Part 11: Your Luxury Bedroom Transformation Checklist
Phase 1: Foundation (Week 1-2)
- Paint walls in warm neutral color
- Purchase quality sheets and bedding (300+ TC)
- Press and arrange bedding using hotel layering technique
- Measure for area rug and order
Phase 2: Lighting & Focal Points (Week 2-3)
- Install two wall sconces flanking bed or above nightstands
- Select and hang 2-3 pieces of artwork
- Source and position headboard (purchase or DIY)
- Install floating nightstands or shelves
Phase 3: Sensory & Storage (Week 3-4)
- Order electric diffuser and select luxury scent
- Organize closet/storage using labeled bins and dividers
- Purchase throw pillows, blankets, and rug
- Set up linen spray or fabric freshener
Phase 4: Personalization & Refinement (Week 4+)

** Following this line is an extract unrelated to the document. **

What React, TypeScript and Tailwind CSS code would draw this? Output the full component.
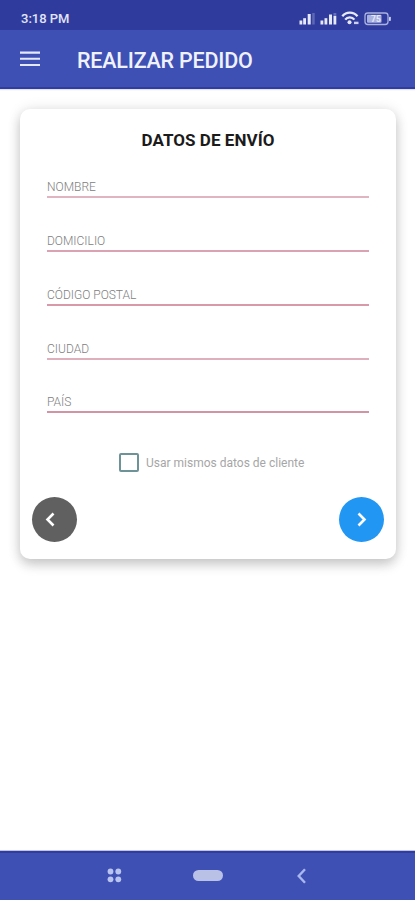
import React from "react";

const fields = [
  { label: "NOMBRE", line: "bg-[#e0b4c0]" },
  { label: "DOMICILIO", line: "bg-[#dba3b1]" },
  { label: "CÓDIGO POSTAL", line: "bg-[#d899a8]" },
  { label: "CIUDAD", line: "bg-[#deb0bc]" },
  { label: "PAÍS", line: "bg-[#d294a5]" },
];

function StatusIcons() {
  return (
    <svg width="96" height="18" viewBox="296 10 96 18" fill="none">
      <g fill="#e6e9fa">
        <rect x="299.5" y="20.5" width="2.8" height="4" />
        <rect x="303.2" y="18.2" width="2.8" height="6.3" />
        <rect x="307.7" y="14" width="3" height="10.5" />
        <rect x="312.2" y="13" width="2.5" height="11.5" opacity=".25" />
        <rect x="320.5" y="20.5" width="2.8" height="4" />
        <rect x="324.5" y="18.2" width="2.8" height="6.3" />
        <rect x="329" y="14.5" width="3" height="10" />
        <rect x="333.5" y="16" width="2.8" height="8.5" />
        <rect x="333.5" y="13" width="2.8" height="3" opacity=".3" />
        <circle cx="349.5" cy="22.3" r="2" />
        <rect x="354" y="21.7" width="4.5" height="2.4" opacity=".85" />
      </g>
      <path d="M342.3 16.2C346.3 11.3 353.3 11.3 357.5 16.2M345.2 19.6C347.5 16.6 352 16.6 354.4 19.6" stroke="#e6e9fa" strokeWidth="2.3" />
      <rect x="365" y="13" width="23" height="11.5" rx="2.8" stroke="#a9b1df" strokeWidth="1.3" />
      <rect x="367" y="14.8" width="14.5" height="8" rx="1" fill="#a9b1df" />
      <rect x="389" y="16.8" width="1.8" height="4.2" rx=".8" fill="#cdd3f3" />
      <text x="371" y="22" fontFamily="Roboto, sans-serif" fontSize="8.5" fontWeight="700" fill="#e5e8f8">75</text>
    </svg>
  );
}

export default function App() {
  return (
    <div className="flex h-[900px] w-[415px] flex-col overflow-hidden bg-white font-[Roboto,sans-serif]">
      <div className="flex h-[30px] shrink-0 items-start justify-between bg-[#303c9d] pr-[23px] pl-[21px]">
        <span className="mt-[10px] text-[13px] leading-[18px] font-medium whitespace-nowrap text-[#e2e5f8]">3:18 PM</span>
        <span className="mt-[10px] h-[18px]"><StatusIcons /></span>
      </div>
      <header className="flex h-[59px] shrink-0 items-center border-b-2 border-[#303d9f] bg-[#3f50b4] pl-[20px] shadow-[0_1px_1px_#dfe2f5]">
        <svg width="20" height="16" viewBox="0 0 20 16" className="mt-px">
          <path d="M0 1.6H20M0 7.8H20M0 14H20" stroke="#e3e8fc" strokeWidth="2.1" />
        </svg>
        <h1 className="ml-[37px] pt-[5px] text-[21.5px] leading-[28px] font-medium tracking-[-0.2px] whitespace-nowrap text-[#eff2fd]">REALIZAR PEDIDO</h1>
      </header>

      <main className="flex-1 pt-[20px] pr-[19px] pl-[20px]">
        <section className="flex h-[450px] flex-col rounded-[10px] bg-white pt-[19px] shadow-[0_6px_12px_rgba(0,0,0,0.18),0_0_14px_rgba(0,0,0,0.1)]">
          <h2 className="text-center text-[17px] leading-[24px] font-bold tracking-[0.05px] text-[#1b1b1b]">DATOS DE ENVÍO</h2>
          <div className="mt-[-7.5px] px-[27px]">
            {fields.map((field) => (
              <div key={field.label} className="flex h-[53.75px] flex-col justify-end">
                <span className="mb-px text-[12px] leading-[16px] font-light whitespace-nowrap text-[#808080]">{field.label}</span>
                <div className={"h-[2px] w-full " + field.line} />
              </div>
            ))}
          </div>
          <label className="mt-[39px] flex h-[21px] items-center pl-[99px]">
            <span className="h-[19px] w-[20px] rounded-[2px] border-2 border-[#6d9298]" />
            <span className="ml-[7px] pt-px text-[12px] leading-[18px] whitespace-nowrap text-[#a6a6a6]">Usar mismos datos de cliente</span>
          </label>
          <div className="mt-[24px] flex justify-between pr-[12px] pl-[12px]">
            <button aria-label="Anterior" className="flex h-[45px] w-[45px] items-center justify-center rounded-full bg-[#606060]">
              <svg width="45" height="45" viewBox="0 0 45 45" fill="none">
                <path d="M21.5 16.5L15.5 22.5L21.5 28.5" stroke="white" strokeWidth="2.6" />
              </svg>
            </button>
            <button aria-label="Siguiente" className="flex h-[45px] w-[45px] items-center justify-center rounded-full bg-[#2196f3]">
              <svg width="45" height="45" viewBox="0 0 45 45" fill="none">
                <path d="M19.5 16.5L25.5 22.5L19.5 28.5" stroke="white" strokeWidth="2.6" />
              </svg>
            </button>
          </div>
        </section>
      </main>

      <nav className="flex h-[49px] shrink-0 items-center border-t-2 border-[#303d9f] bg-[#3f50b4] pb-[2px] pl-[107px] shadow-[0_-1px_0_#bfc5e8]">
        <svg width="15" height="15" viewBox="0 0 15 15" fill="#b9c4ef">
          <circle cx="3.5" cy="3.5" r="2.9" />
          <circle cx="11.3" cy="3.5" r="2.9" />
          <circle cx="3.5" cy="11.3" r="2.9" />
          <circle cx="11.3" cy="11.3" r="2.9" />
        </svg>
        <span className="ml-[71px] h-[11px] w-[30px] rounded-full bg-[#b9c1e7]" />
        <svg width="11" height="16" viewBox="0 0 11 16" fill="none" className="ml-[73px]">
          <path d="M9 1.2L2.7 8L9 14.8" stroke="#a9b7ee" strokeWidth="2.4" />
        </svg>
      </nav>
    </div>
  );
}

- Arrange personal decor and artwork
- Establish shared space agreements (surfaces, organization)
- Fine-tune lighting levels and moods
- Add final textural elements (faux fur throw, accent rug)

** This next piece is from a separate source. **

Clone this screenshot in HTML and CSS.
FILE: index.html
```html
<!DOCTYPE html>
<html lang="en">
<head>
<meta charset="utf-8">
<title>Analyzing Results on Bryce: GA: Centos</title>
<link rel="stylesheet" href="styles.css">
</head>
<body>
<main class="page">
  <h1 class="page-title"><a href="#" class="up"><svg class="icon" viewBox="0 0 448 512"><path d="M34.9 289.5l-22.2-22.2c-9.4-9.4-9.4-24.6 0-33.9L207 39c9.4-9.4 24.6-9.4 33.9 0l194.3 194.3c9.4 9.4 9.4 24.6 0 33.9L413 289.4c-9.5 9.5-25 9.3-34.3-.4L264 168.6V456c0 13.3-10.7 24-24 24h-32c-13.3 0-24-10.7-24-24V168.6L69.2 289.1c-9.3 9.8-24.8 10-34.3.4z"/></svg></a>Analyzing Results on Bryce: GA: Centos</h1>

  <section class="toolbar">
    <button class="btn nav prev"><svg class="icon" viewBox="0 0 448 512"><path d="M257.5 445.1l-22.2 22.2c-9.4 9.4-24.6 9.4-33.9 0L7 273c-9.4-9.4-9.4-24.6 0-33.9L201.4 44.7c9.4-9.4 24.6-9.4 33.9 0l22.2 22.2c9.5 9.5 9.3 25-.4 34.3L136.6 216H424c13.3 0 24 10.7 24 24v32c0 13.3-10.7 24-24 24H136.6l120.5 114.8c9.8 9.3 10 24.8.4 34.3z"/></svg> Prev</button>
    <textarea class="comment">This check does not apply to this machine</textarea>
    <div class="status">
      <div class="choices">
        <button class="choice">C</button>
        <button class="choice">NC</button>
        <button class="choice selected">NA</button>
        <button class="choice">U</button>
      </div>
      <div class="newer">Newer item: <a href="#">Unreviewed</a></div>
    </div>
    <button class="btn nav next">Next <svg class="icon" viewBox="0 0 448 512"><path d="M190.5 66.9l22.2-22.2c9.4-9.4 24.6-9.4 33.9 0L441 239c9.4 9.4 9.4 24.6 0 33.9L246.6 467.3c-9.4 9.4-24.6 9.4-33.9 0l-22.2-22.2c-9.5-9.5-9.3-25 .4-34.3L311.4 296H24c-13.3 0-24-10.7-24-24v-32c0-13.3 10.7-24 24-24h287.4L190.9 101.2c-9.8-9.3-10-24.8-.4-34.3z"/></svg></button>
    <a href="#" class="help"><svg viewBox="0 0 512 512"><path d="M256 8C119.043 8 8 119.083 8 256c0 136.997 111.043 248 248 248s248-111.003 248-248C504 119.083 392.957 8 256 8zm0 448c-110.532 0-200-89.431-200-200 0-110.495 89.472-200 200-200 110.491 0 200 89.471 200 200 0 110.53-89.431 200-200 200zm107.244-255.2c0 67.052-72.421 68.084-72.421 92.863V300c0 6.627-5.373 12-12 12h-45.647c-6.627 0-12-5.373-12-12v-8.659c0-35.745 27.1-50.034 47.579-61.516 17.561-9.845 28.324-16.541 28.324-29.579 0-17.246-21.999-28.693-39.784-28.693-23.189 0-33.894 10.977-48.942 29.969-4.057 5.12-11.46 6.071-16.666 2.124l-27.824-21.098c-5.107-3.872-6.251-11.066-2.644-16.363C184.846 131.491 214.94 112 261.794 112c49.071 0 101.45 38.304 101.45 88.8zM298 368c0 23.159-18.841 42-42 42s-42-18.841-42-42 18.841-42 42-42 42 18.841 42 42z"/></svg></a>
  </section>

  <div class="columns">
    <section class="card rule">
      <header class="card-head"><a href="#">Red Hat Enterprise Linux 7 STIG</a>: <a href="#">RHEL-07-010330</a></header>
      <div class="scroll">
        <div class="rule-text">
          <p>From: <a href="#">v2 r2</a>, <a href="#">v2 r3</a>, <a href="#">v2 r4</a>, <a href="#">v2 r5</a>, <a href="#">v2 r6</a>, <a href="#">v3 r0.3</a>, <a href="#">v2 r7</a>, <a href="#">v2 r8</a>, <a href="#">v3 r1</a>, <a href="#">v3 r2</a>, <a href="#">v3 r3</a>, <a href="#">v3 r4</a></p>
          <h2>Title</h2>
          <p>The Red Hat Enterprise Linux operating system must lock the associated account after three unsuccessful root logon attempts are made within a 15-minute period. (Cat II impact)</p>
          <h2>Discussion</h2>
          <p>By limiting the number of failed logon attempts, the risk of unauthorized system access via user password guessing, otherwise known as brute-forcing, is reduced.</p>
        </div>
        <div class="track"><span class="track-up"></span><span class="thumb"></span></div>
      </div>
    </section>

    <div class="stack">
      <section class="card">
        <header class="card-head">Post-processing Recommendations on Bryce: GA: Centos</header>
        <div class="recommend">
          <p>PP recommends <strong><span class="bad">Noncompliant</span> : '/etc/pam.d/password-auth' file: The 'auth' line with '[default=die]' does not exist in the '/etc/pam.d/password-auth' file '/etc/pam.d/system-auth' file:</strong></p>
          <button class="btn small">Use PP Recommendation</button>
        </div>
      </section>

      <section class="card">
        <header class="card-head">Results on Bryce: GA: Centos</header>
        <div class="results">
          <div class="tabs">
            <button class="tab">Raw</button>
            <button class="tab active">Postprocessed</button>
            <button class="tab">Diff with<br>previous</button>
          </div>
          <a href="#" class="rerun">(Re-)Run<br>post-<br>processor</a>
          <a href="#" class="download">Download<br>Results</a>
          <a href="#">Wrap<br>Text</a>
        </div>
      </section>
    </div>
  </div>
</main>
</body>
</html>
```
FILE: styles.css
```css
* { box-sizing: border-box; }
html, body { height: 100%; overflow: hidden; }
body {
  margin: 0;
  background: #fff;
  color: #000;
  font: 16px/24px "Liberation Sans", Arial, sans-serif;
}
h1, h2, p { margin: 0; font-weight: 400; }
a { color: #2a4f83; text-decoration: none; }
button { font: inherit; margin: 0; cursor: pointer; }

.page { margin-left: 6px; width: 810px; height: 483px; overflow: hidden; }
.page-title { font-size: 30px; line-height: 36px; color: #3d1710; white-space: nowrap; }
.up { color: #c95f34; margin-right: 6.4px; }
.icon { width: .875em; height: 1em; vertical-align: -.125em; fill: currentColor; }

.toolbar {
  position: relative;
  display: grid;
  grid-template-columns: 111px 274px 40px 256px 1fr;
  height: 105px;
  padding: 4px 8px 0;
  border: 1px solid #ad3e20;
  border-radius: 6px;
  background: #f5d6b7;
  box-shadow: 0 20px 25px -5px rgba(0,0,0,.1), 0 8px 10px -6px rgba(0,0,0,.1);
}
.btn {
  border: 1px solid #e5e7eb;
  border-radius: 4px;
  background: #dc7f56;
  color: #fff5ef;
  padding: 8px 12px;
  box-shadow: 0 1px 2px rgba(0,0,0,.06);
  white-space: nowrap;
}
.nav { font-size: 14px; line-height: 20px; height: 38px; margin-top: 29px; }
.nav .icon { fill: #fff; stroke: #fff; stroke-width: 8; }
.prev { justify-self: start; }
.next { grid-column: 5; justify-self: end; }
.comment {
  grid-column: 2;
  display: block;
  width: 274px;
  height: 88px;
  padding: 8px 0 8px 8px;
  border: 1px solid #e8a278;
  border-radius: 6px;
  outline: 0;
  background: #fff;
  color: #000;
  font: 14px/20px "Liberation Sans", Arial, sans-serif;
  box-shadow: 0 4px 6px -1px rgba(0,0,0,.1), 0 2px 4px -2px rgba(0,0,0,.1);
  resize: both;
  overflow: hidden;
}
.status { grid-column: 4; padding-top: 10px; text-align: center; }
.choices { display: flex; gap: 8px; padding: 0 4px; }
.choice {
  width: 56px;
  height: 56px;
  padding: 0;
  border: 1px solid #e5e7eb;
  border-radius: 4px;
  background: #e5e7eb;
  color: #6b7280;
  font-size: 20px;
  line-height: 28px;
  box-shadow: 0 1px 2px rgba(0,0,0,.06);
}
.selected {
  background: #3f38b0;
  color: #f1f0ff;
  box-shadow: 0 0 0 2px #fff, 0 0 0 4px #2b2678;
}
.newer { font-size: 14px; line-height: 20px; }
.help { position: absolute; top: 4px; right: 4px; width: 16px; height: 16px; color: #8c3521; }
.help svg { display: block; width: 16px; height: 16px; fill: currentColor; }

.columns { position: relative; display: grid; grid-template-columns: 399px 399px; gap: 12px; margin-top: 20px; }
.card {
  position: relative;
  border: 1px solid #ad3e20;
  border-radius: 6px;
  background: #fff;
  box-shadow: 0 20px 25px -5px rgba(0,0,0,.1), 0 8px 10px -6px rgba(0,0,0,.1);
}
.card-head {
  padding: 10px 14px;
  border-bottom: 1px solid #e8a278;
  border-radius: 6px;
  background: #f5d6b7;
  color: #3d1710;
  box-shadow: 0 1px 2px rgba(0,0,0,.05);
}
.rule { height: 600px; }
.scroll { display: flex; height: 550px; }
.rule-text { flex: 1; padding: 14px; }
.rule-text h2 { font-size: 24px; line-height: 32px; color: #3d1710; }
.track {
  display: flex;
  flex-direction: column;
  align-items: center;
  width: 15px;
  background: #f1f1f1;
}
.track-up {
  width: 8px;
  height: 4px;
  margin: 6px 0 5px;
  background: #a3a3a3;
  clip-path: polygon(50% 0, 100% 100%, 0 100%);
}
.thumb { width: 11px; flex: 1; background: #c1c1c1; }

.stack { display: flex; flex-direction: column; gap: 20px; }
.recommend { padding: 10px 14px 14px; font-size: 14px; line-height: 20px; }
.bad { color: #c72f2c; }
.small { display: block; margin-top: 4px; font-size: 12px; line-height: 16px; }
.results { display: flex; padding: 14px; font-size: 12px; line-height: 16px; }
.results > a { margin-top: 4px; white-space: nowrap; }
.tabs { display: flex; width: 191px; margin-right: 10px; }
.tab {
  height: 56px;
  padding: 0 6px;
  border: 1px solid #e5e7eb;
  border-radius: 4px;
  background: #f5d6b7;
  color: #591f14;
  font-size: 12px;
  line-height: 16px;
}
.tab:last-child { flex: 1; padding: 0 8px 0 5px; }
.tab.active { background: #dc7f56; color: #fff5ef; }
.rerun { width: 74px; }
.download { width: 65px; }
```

Conclusion: Why This Matters
Transforming a shared bedroom into a luxury retreat isn’t about excess or expense. It’s about understanding the psychology of luxury—that it emerges from intentionality, sensory richness, and order. Hotels have perfected this formula within the constraints of commercial reality. Your shared bedroom can benefit from identical principles.
The framework outlined here prioritizes impact over cost, sensory experience over showiness, and sustainable maintenance over constant purchasing. A white linen sheet pressed crisp, warm light at dusk, a subtle amber scent, a textured throw pillow, an uncluttered surface—these humble elements, layered thoughtfully, create the perception of luxury more reliably than any expensive furniture acquisition.
Start with bedding and lighting. Build outward. Let each addition serve a functional purpose while advancing the overall aesthetic. Within a month, you’ll inhabit a space that guests mistake for a boutique hotel—and you’ll sleep like you’re paying $400 per night to do so, even if your actual investment was a fraction of that.